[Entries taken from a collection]
-------
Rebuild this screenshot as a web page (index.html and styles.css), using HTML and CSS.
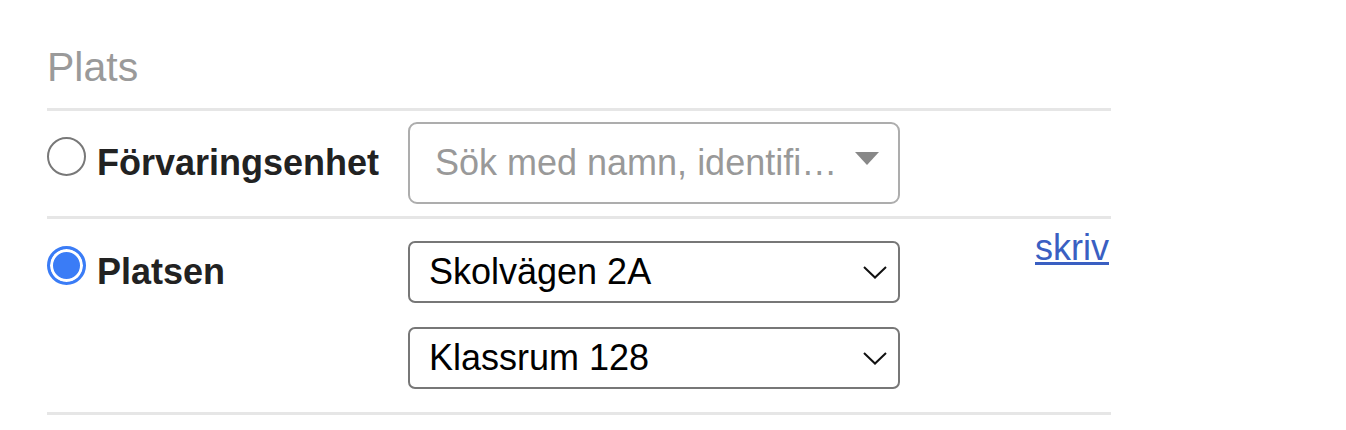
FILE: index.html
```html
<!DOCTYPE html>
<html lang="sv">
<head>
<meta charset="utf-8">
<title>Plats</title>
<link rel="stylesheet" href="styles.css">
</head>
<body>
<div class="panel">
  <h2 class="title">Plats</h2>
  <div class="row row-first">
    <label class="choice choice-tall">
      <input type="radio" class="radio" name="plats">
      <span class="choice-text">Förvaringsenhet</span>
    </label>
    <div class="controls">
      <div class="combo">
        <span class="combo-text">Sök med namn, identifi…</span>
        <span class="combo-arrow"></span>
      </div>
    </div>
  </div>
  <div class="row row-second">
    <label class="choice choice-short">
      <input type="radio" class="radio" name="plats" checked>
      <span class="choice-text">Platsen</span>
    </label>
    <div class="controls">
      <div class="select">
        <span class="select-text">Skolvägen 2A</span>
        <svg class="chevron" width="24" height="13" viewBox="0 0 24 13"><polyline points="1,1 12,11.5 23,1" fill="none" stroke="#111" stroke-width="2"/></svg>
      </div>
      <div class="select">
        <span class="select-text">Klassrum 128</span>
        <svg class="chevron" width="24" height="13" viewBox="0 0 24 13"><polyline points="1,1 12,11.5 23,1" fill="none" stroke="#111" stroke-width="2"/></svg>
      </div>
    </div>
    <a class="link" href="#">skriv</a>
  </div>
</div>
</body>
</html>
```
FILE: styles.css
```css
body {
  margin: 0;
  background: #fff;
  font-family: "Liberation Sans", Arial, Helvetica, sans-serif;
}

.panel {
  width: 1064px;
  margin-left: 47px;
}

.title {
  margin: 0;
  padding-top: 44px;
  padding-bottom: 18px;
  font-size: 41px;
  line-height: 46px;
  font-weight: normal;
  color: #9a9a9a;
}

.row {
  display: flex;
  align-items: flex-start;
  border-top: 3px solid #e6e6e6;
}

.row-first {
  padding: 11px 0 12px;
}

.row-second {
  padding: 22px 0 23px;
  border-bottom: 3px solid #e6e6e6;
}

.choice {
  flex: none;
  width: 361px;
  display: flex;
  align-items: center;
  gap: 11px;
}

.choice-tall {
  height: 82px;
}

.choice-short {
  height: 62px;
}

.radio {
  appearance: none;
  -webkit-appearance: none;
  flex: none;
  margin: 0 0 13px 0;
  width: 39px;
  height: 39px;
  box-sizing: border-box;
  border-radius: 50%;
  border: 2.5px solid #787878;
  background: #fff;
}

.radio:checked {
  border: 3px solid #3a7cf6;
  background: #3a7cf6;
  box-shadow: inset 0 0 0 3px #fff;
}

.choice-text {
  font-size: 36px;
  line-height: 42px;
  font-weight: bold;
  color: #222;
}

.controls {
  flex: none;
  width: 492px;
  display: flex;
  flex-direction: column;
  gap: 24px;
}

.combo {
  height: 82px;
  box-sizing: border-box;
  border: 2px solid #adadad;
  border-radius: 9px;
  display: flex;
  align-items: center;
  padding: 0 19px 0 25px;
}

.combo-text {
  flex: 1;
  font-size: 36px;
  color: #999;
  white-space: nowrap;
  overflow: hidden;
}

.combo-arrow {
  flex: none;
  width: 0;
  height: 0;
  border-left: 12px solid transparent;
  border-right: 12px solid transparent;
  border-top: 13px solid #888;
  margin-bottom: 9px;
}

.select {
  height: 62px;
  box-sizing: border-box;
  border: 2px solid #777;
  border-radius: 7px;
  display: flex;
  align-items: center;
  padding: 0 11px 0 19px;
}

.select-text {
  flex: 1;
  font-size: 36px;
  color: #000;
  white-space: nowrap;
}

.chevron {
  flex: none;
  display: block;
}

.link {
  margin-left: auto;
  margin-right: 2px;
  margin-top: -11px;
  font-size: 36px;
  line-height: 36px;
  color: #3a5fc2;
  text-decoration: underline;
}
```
-------
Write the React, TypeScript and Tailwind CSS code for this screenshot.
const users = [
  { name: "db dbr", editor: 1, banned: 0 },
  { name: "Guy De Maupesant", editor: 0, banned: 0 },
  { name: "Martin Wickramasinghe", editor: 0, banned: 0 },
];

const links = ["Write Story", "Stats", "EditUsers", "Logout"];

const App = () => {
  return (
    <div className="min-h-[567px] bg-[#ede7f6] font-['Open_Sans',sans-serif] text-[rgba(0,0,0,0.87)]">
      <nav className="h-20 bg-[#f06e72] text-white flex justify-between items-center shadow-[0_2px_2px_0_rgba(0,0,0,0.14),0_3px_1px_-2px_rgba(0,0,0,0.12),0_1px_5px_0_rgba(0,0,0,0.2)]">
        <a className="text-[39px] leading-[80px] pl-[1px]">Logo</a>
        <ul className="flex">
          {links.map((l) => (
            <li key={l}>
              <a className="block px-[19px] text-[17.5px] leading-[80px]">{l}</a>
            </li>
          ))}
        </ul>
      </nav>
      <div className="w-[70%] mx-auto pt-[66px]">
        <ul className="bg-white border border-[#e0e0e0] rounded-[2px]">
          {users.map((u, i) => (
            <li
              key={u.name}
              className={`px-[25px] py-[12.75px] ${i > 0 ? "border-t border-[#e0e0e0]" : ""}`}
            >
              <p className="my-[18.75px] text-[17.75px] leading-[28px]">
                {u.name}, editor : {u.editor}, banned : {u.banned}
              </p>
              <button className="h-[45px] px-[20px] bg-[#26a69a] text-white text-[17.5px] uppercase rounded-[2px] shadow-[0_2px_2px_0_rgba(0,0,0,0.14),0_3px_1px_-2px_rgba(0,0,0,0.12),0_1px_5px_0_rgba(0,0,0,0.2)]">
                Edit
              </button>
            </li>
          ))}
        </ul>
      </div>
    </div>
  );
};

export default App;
-------
Given problem →
Count up the lines in the listing that hold the word "styles", and give that number only.

The reply →
3